DIRECTIONS:
Transcribe all of the data exactly. Omit the pictures.

COLLECTED DATA:

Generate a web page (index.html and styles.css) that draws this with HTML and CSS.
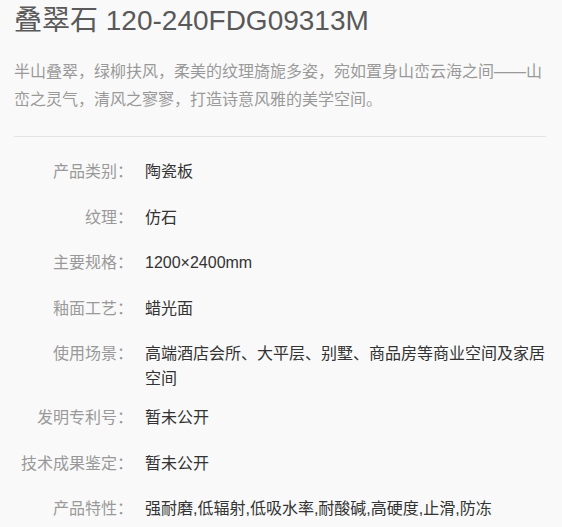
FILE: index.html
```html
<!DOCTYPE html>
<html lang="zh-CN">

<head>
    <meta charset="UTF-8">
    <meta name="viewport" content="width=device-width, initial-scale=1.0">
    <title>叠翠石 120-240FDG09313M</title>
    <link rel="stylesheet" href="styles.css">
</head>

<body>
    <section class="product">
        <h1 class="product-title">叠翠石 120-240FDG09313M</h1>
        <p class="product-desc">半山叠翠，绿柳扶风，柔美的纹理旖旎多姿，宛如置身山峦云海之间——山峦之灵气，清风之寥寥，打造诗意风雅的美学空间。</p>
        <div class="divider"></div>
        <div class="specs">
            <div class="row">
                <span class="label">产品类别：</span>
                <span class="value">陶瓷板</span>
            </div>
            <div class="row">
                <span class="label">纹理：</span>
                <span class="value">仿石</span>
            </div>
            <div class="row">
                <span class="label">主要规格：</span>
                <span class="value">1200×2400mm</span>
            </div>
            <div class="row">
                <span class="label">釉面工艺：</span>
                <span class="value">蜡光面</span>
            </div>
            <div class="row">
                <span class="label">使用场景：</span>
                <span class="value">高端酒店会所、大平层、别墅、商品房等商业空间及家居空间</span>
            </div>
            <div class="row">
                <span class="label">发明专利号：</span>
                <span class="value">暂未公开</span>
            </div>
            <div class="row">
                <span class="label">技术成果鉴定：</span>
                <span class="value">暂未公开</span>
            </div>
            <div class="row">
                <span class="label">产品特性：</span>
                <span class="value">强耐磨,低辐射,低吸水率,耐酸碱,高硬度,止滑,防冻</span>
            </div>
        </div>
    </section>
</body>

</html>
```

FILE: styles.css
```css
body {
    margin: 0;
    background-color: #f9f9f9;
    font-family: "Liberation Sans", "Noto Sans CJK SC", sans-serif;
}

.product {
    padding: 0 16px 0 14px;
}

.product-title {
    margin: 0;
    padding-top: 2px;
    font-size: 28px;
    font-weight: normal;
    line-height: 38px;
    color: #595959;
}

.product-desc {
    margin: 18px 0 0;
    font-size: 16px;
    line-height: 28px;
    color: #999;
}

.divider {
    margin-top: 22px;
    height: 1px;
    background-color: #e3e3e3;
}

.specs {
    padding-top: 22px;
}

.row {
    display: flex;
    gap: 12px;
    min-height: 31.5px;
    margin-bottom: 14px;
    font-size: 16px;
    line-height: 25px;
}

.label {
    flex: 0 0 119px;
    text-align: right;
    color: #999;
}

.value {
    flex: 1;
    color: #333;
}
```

ANSWER FOR THIS EXERCISE:
Generate a web page (index.html and styles.css) that draws this with HTML and CSS.
FILE: index.html
```html
<!DOCTYPE html>
<html lang="zh-CN">

<head>
    <meta charset="UTF-8">
    <meta name="viewport" content="width=device-width, initial-scale=1.0">
    <title>叠翠石 120-240FDG09313M</title>
    <link rel="stylesheet" href="styles.css">
</head>

<body>
    <section class="product">
        <h1 class="product-title">叠翠石 120-240FDG09313M</h1>
        <p class="product-desc">半山叠翠，绿柳扶风，柔美的纹理旖旎多姿，宛如置身山峦云海之间——山峦之灵气，清风之寥寥，打造诗意风雅的美学空间。</p>
        <div class="divider"></div>
        <div class="specs">
            <div class="row">
                <span class="label">产品类别：</span>
                <span class="value">陶瓷板</span>
            </div>
            <div class="row">
                <span class="label">纹理：</span>
                <span class="value">仿石</span>
            </div>
            <div class="row">
                <span class="label">主要规格：</span>
                <span class="value">1200×2400mm</span>
            </div>
            <div class="row">
                <span class="label">釉面工艺：</span>
                <span class="value">蜡光面</span>
            </div>
            <div class="row">
                <span class="label">使用场景：</span>
                <span class="value">高端酒店会所、大平层、别墅、商品房等商业空间及家居空间</span>
            </div>
            <div class="row">
                <span class="label">发明专利号：</span>
                <span class="value">暂未公开</span>
            </div>
            <div class="row">
                <span class="label">技术成果鉴定：</span>
                <span class="value">暂未公开</span>
            </div>
            <div class="row">
                <span class="label">产品特性：</span>
                <span class="value">强耐磨,低辐射,低吸水率,耐酸碱,高硬度,止滑,防冻</span>
            </div>
        </div>
    </section>
</body>

</html>
```

FILE: styles.css
```css
body {
    margin: 0;
    background-color: #f9f9f9;
    font-family: "Liberation Sans", "Noto Sans CJK SC", sans-serif;
}

.product {
    padding: 0 16px 0 14px;
}

.product-title {
    margin: 0;
    padding-top: 2px;
    font-size: 28px;
    font-weight: normal;
    line-height: 38px;
    color: #595959;
}

.product-desc {
    margin: 18px 0 0;
    font-size: 16px;
    line-height: 28px;
    color: #999;
}

.divider {
    margin-top: 22px;
    height: 1px;
    background-color: #e3e3e3;
}

.specs {
    padding-top: 22px;
}

.row {
    display: flex;
    gap: 12px;
    min-height: 31.5px;
    margin-bottom: 14px;
    font-size: 16px;
    line-height: 25px;
}

.label {
    flex: 0 0 119px;
    text-align: right;
    color: #999;
}

.value {
    flex: 1;
    color: #333;
}
```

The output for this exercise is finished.